TASK TO CARRY OUT
Pick out every line in the data below that holds "this".

PROVIDED INFORMATION

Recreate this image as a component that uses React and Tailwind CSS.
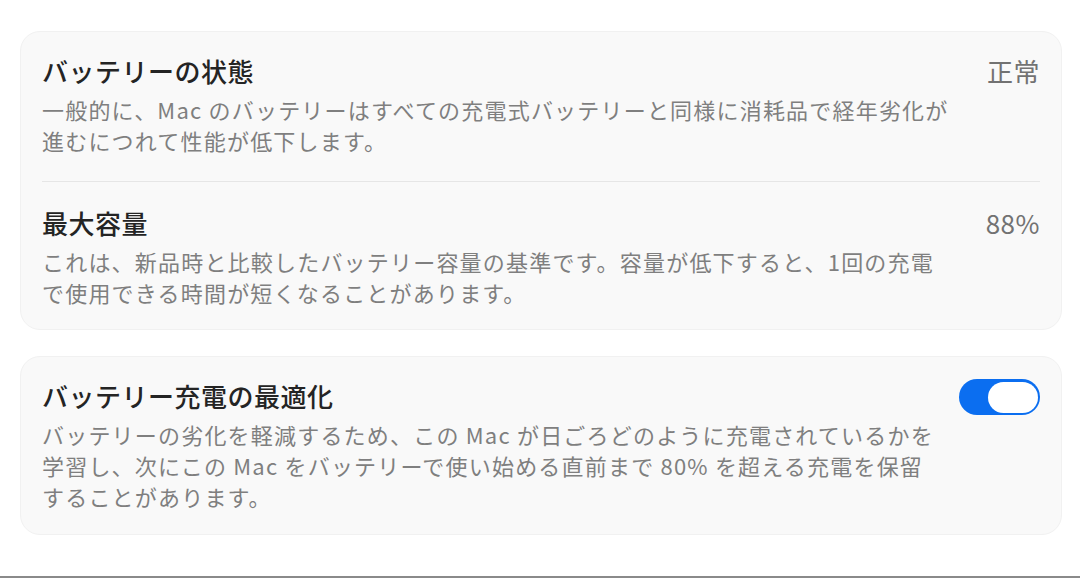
import React from "react";

const font = { fontFamily: '"Noto Sans CJK JP", "Noto Sans", sans-serif' };

function Row({ title, value, lines, right, className = "" }) {
  return (
    <div className={`flex items-start justify-between ${className}`}>
      <div>
        <div className="text-[26px] leading-[34px] font-medium text-[#242424] tracking-[0.5px]">{title}</div>
        <div className="mt-[6px] text-[22px] leading-[31px] text-[#7f7f7f] tracking-[1.2px]">
          {lines.map((l, i) => (
            <div key={i} className="whitespace-nowrap">
              {l}
            </div>
          ))}
        </div>
      </div>
      {value && <div className="text-[26px] leading-[34px] text-[#727272] tracking-[0.5px]">{value}</div>}
      {right}
    </div>
  );
}

function Toggle() {
  return (
    <div className="w-[81px] h-[36px] rounded-full bg-[#0b6ef0] flex items-center justify-end pr-[2px]">
      <div className="w-[50px] h-[31px] rounded-full bg-white"></div>
    </div>
  );
}

export default function App() {
  return (
    <div className="w-[1080px] h-[578px] bg-white flex flex-col" style={font}>
      <div className="flex-1 pl-[20px] pr-[18px] pt-[31px] flex flex-col gap-[26px]">
        <div className="rounded-[20px] bg-[#f9f9f9] border border-[#f1f1f1] px-[21px]">
          <Row
            className="pt-[22px] pb-[25px]"
            title="バッテリーの状態"
            value="正常"
            lines={[
              "一般的に、Mac のバッテリーはすべての充電式バッテリーと同様に消耗品で経年劣化が",
              "進むにつれて性能が低下します。",
            ]}
          />
          <div className="h-px bg-[#e6e6e6]"></div>
          <Row
            className="pt-[24px] pb-[21px]"
            title="最大容量"
            value="88%"
            lines={[
              "これは、新品時と比較したバッテリー容量の基準です。容量が低下すると、1回の充電",
              "で使用できる時間が短くなることがあります。",
            ]}
          />
        </div>
        <div className="rounded-[20px] bg-[#f9f9f9] border border-[#f1f1f1] px-[21px]">
          <Row
            className="pt-[22px] pb-[22px]"
            title="バッテリー充電の最適化"
            right={<Toggle />}
            lines={[
              "バッテリーの劣化を軽減するため、この Mac が日ごろどのように充電されているかを",
              "学習し、次にこの Mac をバッテリーで使い始める直前まで 80% を超える充電を保留",
              "することがあります。",
            ]}
          />
        </div>
      </div>
      <div className="h-[2px] bg-[#8a8a8a]"></div>
    </div>
  );
}
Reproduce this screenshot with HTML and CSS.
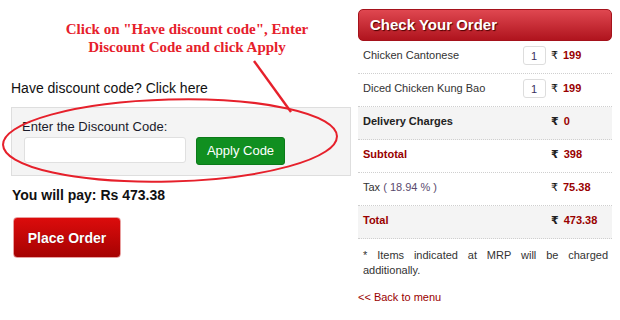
FILE: index.html
```html
<!DOCTYPE html>
<html>
<head>
<meta charset="utf-8">
<link rel="stylesheet" href="styles.css">
</head>
<body>
<div class="page">
  <div class="left">
    <div class="annotation">Click on "Have discount code", Enter<br>Discount Code and click Apply</div>
    <div class="have-code">Have discount code? Click here</div>
    <div class="discount-box">
      <div class="discount-label">Enter the Discount Code:</div>
      <div class="discount-row">
        <input class="code-input" type="text">
        <button class="apply-btn">Apply Code</button>
      </div>
    </div>
    <div class="you-pay">You will pay: Rs 473.38</div>
    <button class="place-btn">Place Order</button>
    <svg class="callout" width="358" height="320" viewBox="0 0 358 320">
      <line x1="254" y1="61" x2="291" y2="112" stroke="#e6202b" stroke-width="2.4"/>
      <ellipse cx="170" cy="140.5" rx="167" ry="41" transform="rotate(-1.5 170 140.5)" fill="none" stroke="#e6202b" stroke-width="2"/>
    </svg>
  </div>
  <div class="right">
    <div class="order-head">Check Your Order</div>
    <div class="row">
      <span class="label">Chicken Cantonese</span>
      <span class="qty">1</span>
      <span class="price"><span class="rs">₹</span>199</span>
    </div>
    <div class="row">
      <span class="label">Diced Chicken Kung Bao</span>
      <span class="qty">1</span>
      <span class="price"><span class="rs">₹</span>199</span>
    </div>
    <div class="row shaded strong">
      <span class="label">Delivery Charges</span>
      <span></span>
      <span class="price"><span class="rs">₹</span>0</span>
    </div>
    <div class="row strong">
      <span class="label red">Subtotal</span>
      <span></span>
      <span class="price"><span class="rs">₹</span>398</span>
    </div>
    <div class="row">
      <span class="label">Tax <span class="pct">( 18.94 % )</span></span>
      <span></span>
      <span class="price"><span class="rs">₹</span>75.38</span>
    </div>
    <div class="row shaded strong">
      <span class="label red">Total</span>
      <span></span>
      <span class="price"><span class="rs">₹</span>473.38</span>
    </div>
    <p class="note">* Items indicated at MRP will be charged additionally.</p>
    <a class="back" href="#">&lt;&lt; Back to menu</a>
  </div>
</div>
</body>
</html>
```
FILE: styles.css
```css
html, body {
  margin: 0;
  padding: 0;
  background: #fff;
}
body {
  font-family: "Liberation Sans", Arial, sans-serif;
  color: #111;
}
.page {
  display: flex;
  width: 620px;
  height: 320px;
}
.left {
  position: relative;
  width: 358px;
  flex: none;
}
.annotation {
  width: 374px;
  padding-top: 20px;
  text-align: center;
  font-family: "Liberation Serif", "Times New Roman", serif;
  font-weight: bold;
  font-size: 15px;
  line-height: 18px;
  color: #e6202b;
}
.have-code {
  margin-top: 23px;
  padding-left: 11px;
  font-size: 14px;
  line-height: 18px;
  color: #111;
}
.discount-box {
  margin: 10px 0 0 11px;
  width: 328px;
  border: 1px solid #dedede;
  background: #f4f4f4;
  padding: 11px 0 10px 10px;
}
.discount-label {
  font-size: 13px;
  line-height: 16px;
  color: #1a1a2a;
}
.discount-row {
  display: flex;
  align-items: flex-start;
  gap: 10px;
  margin-top: 2px;
  padding-left: 2px;
}
.code-input {
  box-sizing: border-box;
  width: 162px;
  height: 26px;
  margin: 0;
  border: 1px solid #e0e0e0;
  border-radius: 3px;
  background: #fff;
}
.apply-btn {
  box-sizing: border-box;
  width: 89px;
  height: 28px;
  margin: 0;
  padding: 0;
  border: 1px solid #0b7a19;
  border-radius: 3px;
  background: #108f20;
  color: #fff;
  font-family: "Liberation Sans", Arial, sans-serif;
  font-size: 13px;
  line-height: 26px;
}
.you-pay {
  margin-top: 10px;
  padding-left: 12px;
  font-size: 14px;
  font-weight: bold;
  line-height: 18px;
  color: #111;
}
.place-btn {
  display: block;
  box-sizing: border-box;
  margin: 13px 0 0 13px;
  width: 108px;
  height: 41px;
  padding: 0;
  border: 1px solid #e9a0a0;
  border-radius: 4px;
  background: linear-gradient(#dc0c0c, #a60202);
  color: #fff;
  font-family: "Liberation Sans", Arial, sans-serif;
  font-size: 14px;
  font-weight: bold;
  text-shadow: 0 0 1px #700;
}
.callout {
  position: absolute;
  left: 0;
  top: 0;
  pointer-events: none;
}
.right {
  width: 254px;
  flex: none;
  padding-top: 9px;
}
.order-head {
  box-sizing: border-box;
  height: 32px;
  padding-left: 11px;
  border: 1px solid #a5121b;
  border-radius: 5px;
  background: linear-gradient(#df4750, #b0141e);
  color: #fff;
  font-size: 15px;
  font-weight: bold;
  line-height: 30px;
  text-shadow: 1px 1px 1px #4a0000;
}
.row {
  display: grid;
  grid-template-columns: 155px 23px 1fr;
  column-gap: 5px;
  align-items: center;
  box-sizing: border-box;
  height: 33px;
  padding: 0 0 4px 5px;
  border-bottom: 1px dotted #cfcfcf;
  font-size: 11px;
  color: #333;
}
.row.shaded {
  background: #f4f4f4;
}
.row.strong .label,
.row.strong .rs {
  font-weight: bold;
  color: #222;
}
.row.strong .label.red,
.label.red {
  color: #990000;
}
.pct {
  color: #5a4a6e;
}
.qty {
  box-sizing: border-box;
  height: 19px;
  padding-left: 7px;
  border: 1px solid #dddddd;
  border-radius: 3px;
  background: #fff;
  line-height: 18px;
  font-size: 11px;
  color: #3a3060;
}
.price {
  font-family: "Liberation Sans", "Noto Sans", "DejaVu Sans", sans-serif;
  font-weight: bold;
  color: #990000;
  font-size: 11px;
}
.rs {
  font-family: "DejaVu Sans", "Noto Sans", sans-serif;
  font-weight: normal;
  color: #111;
  margin-right: 5px;
}
.note {
  margin: 9px 0 0;
  padding: 0 4px 0 5px;
  font-size: 11px;
  line-height: 15px;
  text-align: justify;
  color: #333;
}
.back {
  display: block;
  margin-top: 12px;
  font-size: 11px;
  line-height: 15px;
  color: #990000;
  text-decoration: none;
}
```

ANSWER TO THE EXERCISE
Recreate this image as a component that uses React and Tailwind CSS.
Reproduce this screenshot with HTML and CSS.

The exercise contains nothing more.